Saturday, July 16, 2016

Pretty-enough photos of some women doing a quotidian thing, albeit in "full" makeup, and why Are some people upset about this, anyway? (NSFW?)

I'm late to this, but I understand that various people have objected to this photo either because Ms. Olivia Cockburn (aka "Wilde"*) is breastfeeding on camera at all, or because she is Glamming Up Motherhood and making women who don't have a fashion-shoot staff working on them just before breastfeeding feel dowdy and sad. I would mostly wonder about the interaction of a diaper-free infant and an expensive gown, but it's not as if I care, and I have to wonder about those who Care Volubly in the first two cited tendencies. (Somehow, I doubt even the most impressionable teen will be moved to intentional pregnancy by actors' photos, even as many as a few dozen...the tipping point would surely occur elsewhere.)
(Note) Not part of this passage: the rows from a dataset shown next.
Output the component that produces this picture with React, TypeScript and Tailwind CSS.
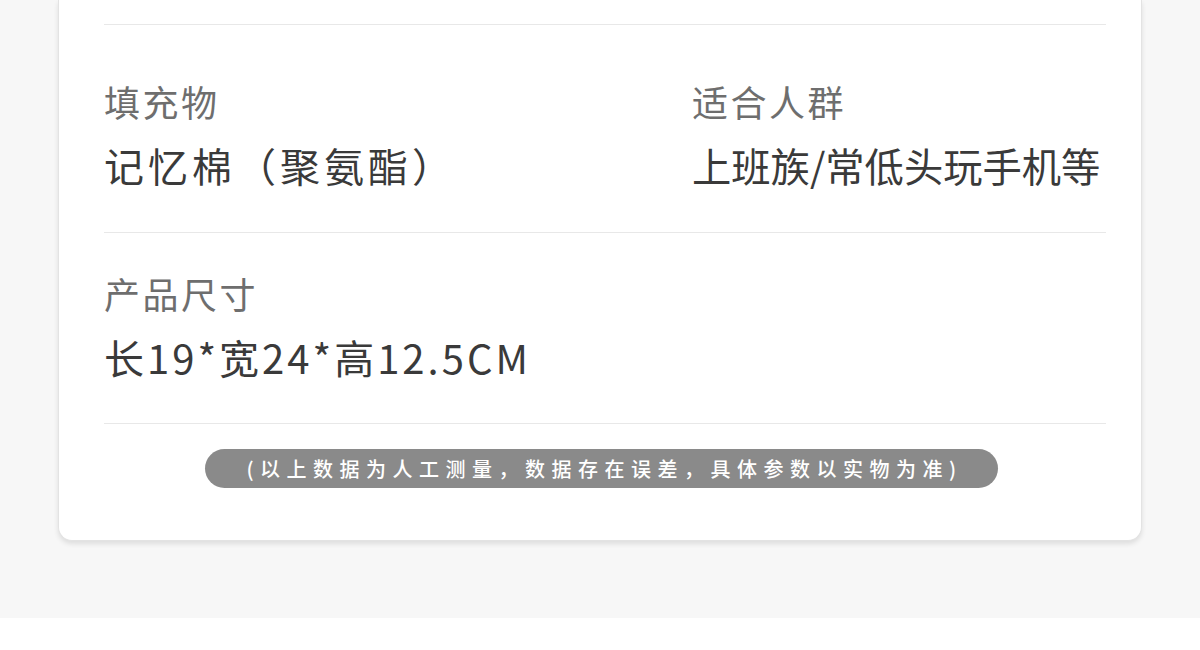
import React from 'react';

const font = { fontFamily: '"Noto Sans CJK SC", "Noto Sans", sans-serif' };

const Field = ({ label, value, valueClass }: { label: string; value: string; valueClass: string }) => (
  <div>
    <div className="text-[36px] leading-[40px] text-[#6e6e6e] tracking-[2.5px] whitespace-nowrap">{label}</div>
    <div className={`mt-[19px] leading-[50px] text-[#3a3a3a] whitespace-nowrap ${valueClass}`}>{value}</div>
  </div>
);

export default function App() {
  return (
    <div className="w-full h-[650px] bg-white flex flex-col" style={font}>
      <div className="h-[618px] bg-[#f7f7f7] px-[58px]">
        <div className="h-[541px] bg-white rounded-b-[14px] border-x border-b border-[#e3e3e3] shadow-[0_3px_5px_rgba(0,0,0,0.1)] pl-[45px] pr-[35px]">
          <div className="pt-[24px]">
            <div className="h-px bg-[#e8e8e8]" />
          </div>

          {/* 填充物 / 适合人群 */}
          <div className="grid grid-cols-[588px_1fr] pt-[56px] pb-[42px]">
            <Field label="填充物" value="记忆棉（聚氨酯）" valueClass="text-[40px] tracking-[4px]" />
            <Field label="适合人群" value="上班族/常低头玩手机等" valueClass="text-[39.3px] tracking-[0px]" />
          </div>
          <div className="h-px bg-[#e8e8e8]" />

          {/* 产品尺寸 */}
          <div className="pt-[40px] pb-[41px]">
            <Field label="产品尺寸" value="长19*宽24*高12.5CM" valueClass="text-[40px] tracking-[3px]" />
          </div>
          <div className="h-px bg-[#e8e8e8]" />

          <div className="pt-[25px] flex justify-center pr-[8px]">
            <div className="w-[793px] h-[39px] rounded-full bg-[#8a8a8a] flex items-center justify-center text-white text-[20px] font-medium tracking-[6.5px] pl-[7px] whitespace-nowrap">
              (以上数据为人工测量，数据存在误差，具体参数以实物为准)
            </div>
          </div>
        </div>
      </div>
    </div>
  );
}
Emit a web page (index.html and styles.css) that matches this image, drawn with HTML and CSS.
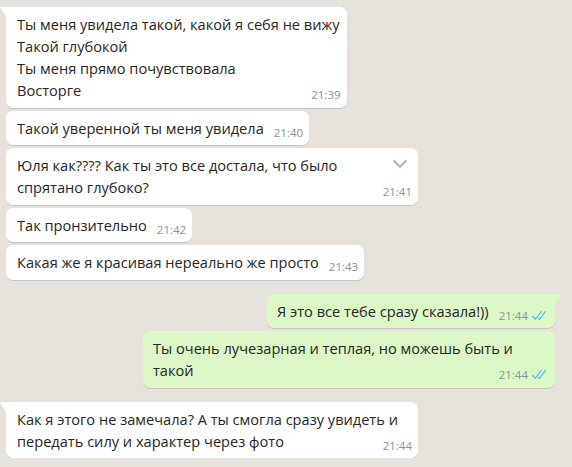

(*Cockburn being a rather bad marquee name.)

Jaime King also among those famously sharing snaps of herself breastfeeding her child...around which is "controversy"...with some pro-lactation people arguing such things as "breastfeeding isn't nudity"...and my reflexive response tends toward, Well, even if a woman is briefly nude at the breast, why do we care? And even if, as some note with alarm or other sorts of consternation, somebody sees a breastfeeding woman as sexy, why should we care about that? (Intensely gawking or visibly salivating need not be indulged, except when that of the feeding infants themselves.) But, y'know, some people get squirrelly real quick when we are reminded of our mammalian-family membership. Perhaps some of the same people can get as upset about the dog on King's bed. 

Then again, in re glam motherhood: 
Comedian mother recreates celebrity motherhood photos


pattinase (abbott) said...

I think a normal mother, not an actress or model, breastfeeding her child is a better advertisement.

Todd Mason said...

can agree there, that the glam artifice leaves this all a bit precious or smug-seeming...the GOOP effect...these women in more actually quotidian/unstaged circumstances would also be less arch. Though the archness is also part of the argument--why shouldn't it be OK to breastfeed in the course of a mother of an infant's daily life, even when that daily life can verge on the ridiculous...if you can see the basic humanity behind the artifice of these situations, maybe one can get over one's discomfort in less-staged circumstances.

But that reaches into a critique of why we pretend such artificial shots are some sort of benchmark we should hold anyone to/expect of anyone.

If it feels like exploitation of the babies, and of insecurity around what women are expected to worry about during their infant care is indeed part df what I wonder about...since otherwise, the hostile response simply seemed like expression of bluenosing into other people's business...and perhaps this seemed rather a more tractable problem to consider compared to political wrangles were varying degrees of serving elites while pretending to serve the whole commonwealth--and the acceptance of that pretense as acceptable enough in one direction or another, even virtuous to delude one's self that one flavor of serving the elites is The Only Ethical Choice because it isn't the Other Flavor, rather than simply the less dire choice...that, or the kind of tantrum we see acted out by more repressive governing sorts and those who react in kind, whether it be recent rioting police or Citizen snipers or truck-driving murderers...dealing for a moment with this bit of ginned-up anger seemed like perhaps something that could be resolved and moved on from...but there are always more triggers, more insensitivities, more connections to harsh practical problems and basic injustice that come up, even when the matter is fashion photography theoretically in the service of tolerance and acceptance.

The continuing crisis of nearly everything mattering too much always, and at least some things not mattering enough, too often, or at least not given their due. The struggle to do what one can to improve anything. And how much one has to worry about how one looks while doing so.

Mathew Paust said...

Add my concurrence to the consensus. And I also agree, Todd, with your comment on the name "Cockburn" for any woman except maybe in an X-rated flick or a satire.

Todd Mason said...

Even given it's pronounced "Coburn." She's journalists and documentarians Leslie and Andrew Cockburn's daughter.

Todd Mason said...

Thus also the late Alexander Cockburn's niece.